▶ [Given task] Reproduce the lines of the material exactly, excluding every image.

===== Information shown =====

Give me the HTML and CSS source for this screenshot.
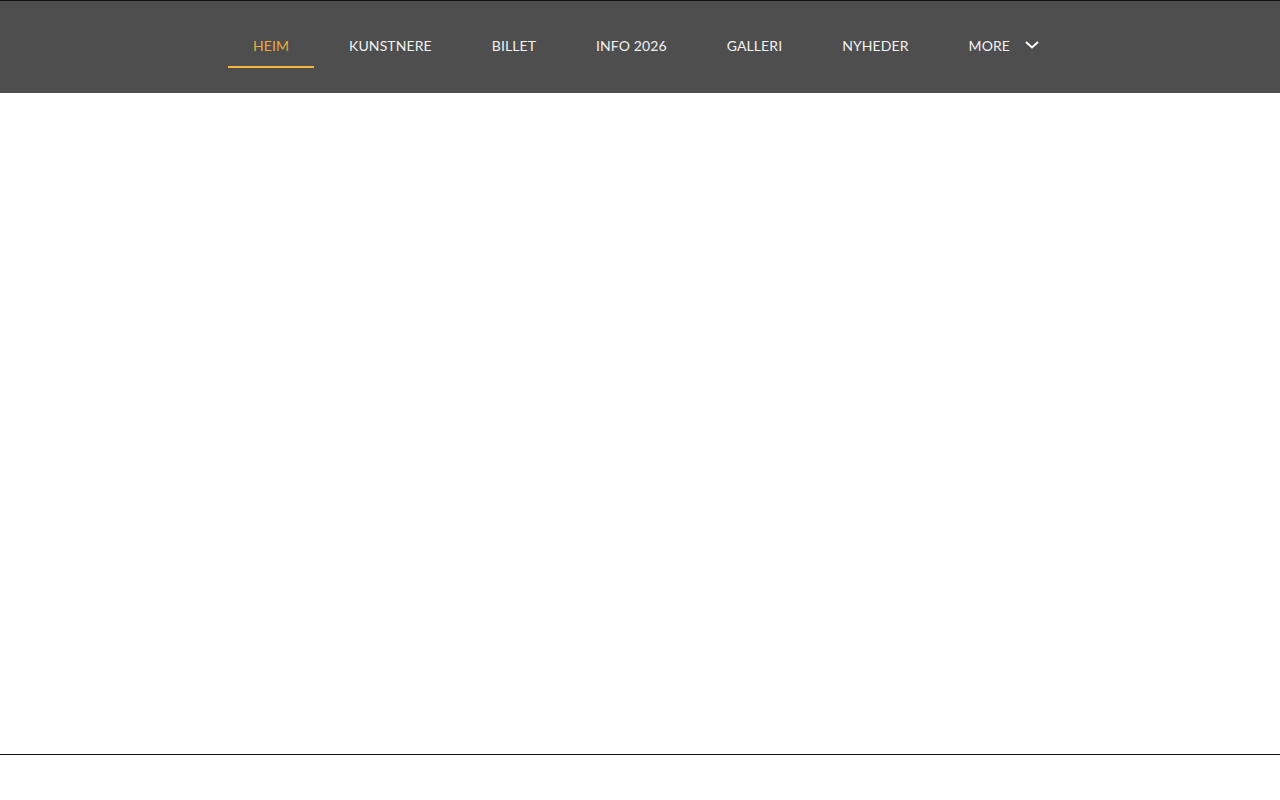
FILE: index.html
```html
<!DOCTYPE html>
<html lang="da">
<head>
<meta charset="utf-8">
<title>Heim</title>
<link rel="stylesheet" href="styles.css">
</head>
<body>
<header class="site-header">
  <nav class="main-nav">
    <a class="nav-item active" href="#">HEIM</a>
    <a class="nav-item" href="#">KUNSTNERE</a>
    <a class="nav-item" href="#">BILLET</a>
    <a class="nav-item" href="#">INFO 2026</a>
    <a class="nav-item" href="#">GALLERI</a>
    <a class="nav-item" href="#">NYHEDER</a>
    <a class="nav-item more" href="#">MORE
      <svg class="chevron" width="14" height="8" viewBox="0 0 14 8" aria-hidden="true"><path d="M1 1 L7 6.5 L13 1" fill="none" stroke="#fff" stroke-width="2"/></svg>
    </a>
  </nav>
</header>
<main class="content"></main>
<footer class="site-footer"></footer>
</body>
</html>
```
FILE: styles.css
```css
html, body {
  margin: 0;
  padding: 0;
  background: #fff;
}
body {
  font-family: "Lato", "Open Sans", "Liberation Sans", sans-serif;
}
.site-header {
  height: 92px;
  background: #4e4e4e;
  border-top: 1px solid #111;
}
.main-nav {
  display: flex;
  gap: 10px;
  padding-left: 228px;
  padding-top: 23px;
}
.nav-item {
  display: flex;
  align-items: center;
  gap: 15px;
  height: 44px;
  padding: 0 25px;
  box-sizing: border-box;
  color: #f2f2f2;
  text-decoration: none;
  font-size: 14px;
  font-weight: 400;
  letter-spacing: 0.1px;
  border-bottom: 2px solid transparent;
}
.nav-item.active {
  color: #e7ac3c;
  border-bottom-color: #f5b43c;
}
.chevron {
  display: block;
}
.content {
  height: 661px;
}
.site-footer {
  border-top: 1px solid #111;
  height: 45px;
}
```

=====

▶ [Worked solution]
Give me the HTML and CSS source for this screenshot.
FILE: index.html
```html
<!DOCTYPE html>
<html lang="da">
<head>
<meta charset="utf-8">
<title>Heim</title>
<link rel="stylesheet" href="styles.css">
</head>
<body>
<header class="site-header">
  <nav class="main-nav">
    <a class="nav-item active" href="#">HEIM</a>
    <a class="nav-item" href="#">KUNSTNERE</a>
    <a class="nav-item" href="#">BILLET</a>
    <a class="nav-item" href="#">INFO 2026</a>
    <a class="nav-item" href="#">GALLERI</a>
    <a class="nav-item" href="#">NYHEDER</a>
    <a class="nav-item more" href="#">MORE
      <svg class="chevron" width="14" height="8" viewBox="0 0 14 8" aria-hidden="true"><path d="M1 1 L7 6.5 L13 1" fill="none" stroke="#fff" stroke-width="2"/></svg>
    </a>
  </nav>
</header>
<main class="content"></main>
<footer class="site-footer"></footer>
</body>
</html>
```
FILE: styles.css
```css
html, body {
  margin: 0;
  padding: 0;
  background: #fff;
}
body {
  font-family: "Lato", "Open Sans", "Liberation Sans", sans-serif;
}
.site-header {
  height: 92px;
  background: #4e4e4e;
  border-top: 1px solid #111;
}
.main-nav {
  display: flex;
  gap: 10px;
  padding-left: 228px;
  padding-top: 23px;
}
.nav-item {
  display: flex;
  align-items: center;
  gap: 15px;
  height: 44px;
  padding: 0 25px;
  box-sizing: border-box;
  color: #f2f2f2;
  text-decoration: none;
  font-size: 14px;
  font-weight: 400;
  letter-spacing: 0.1px;
  border-bottom: 2px solid transparent;
}
.nav-item.active {
  color: #e7ac3c;
  border-bottom-color: #f5b43c;
}
.chevron {
  display: block;
}
.content {
  height: 661px;
}
.site-footer {
  border-top: 1px solid #111;
  height: 45px;
}
```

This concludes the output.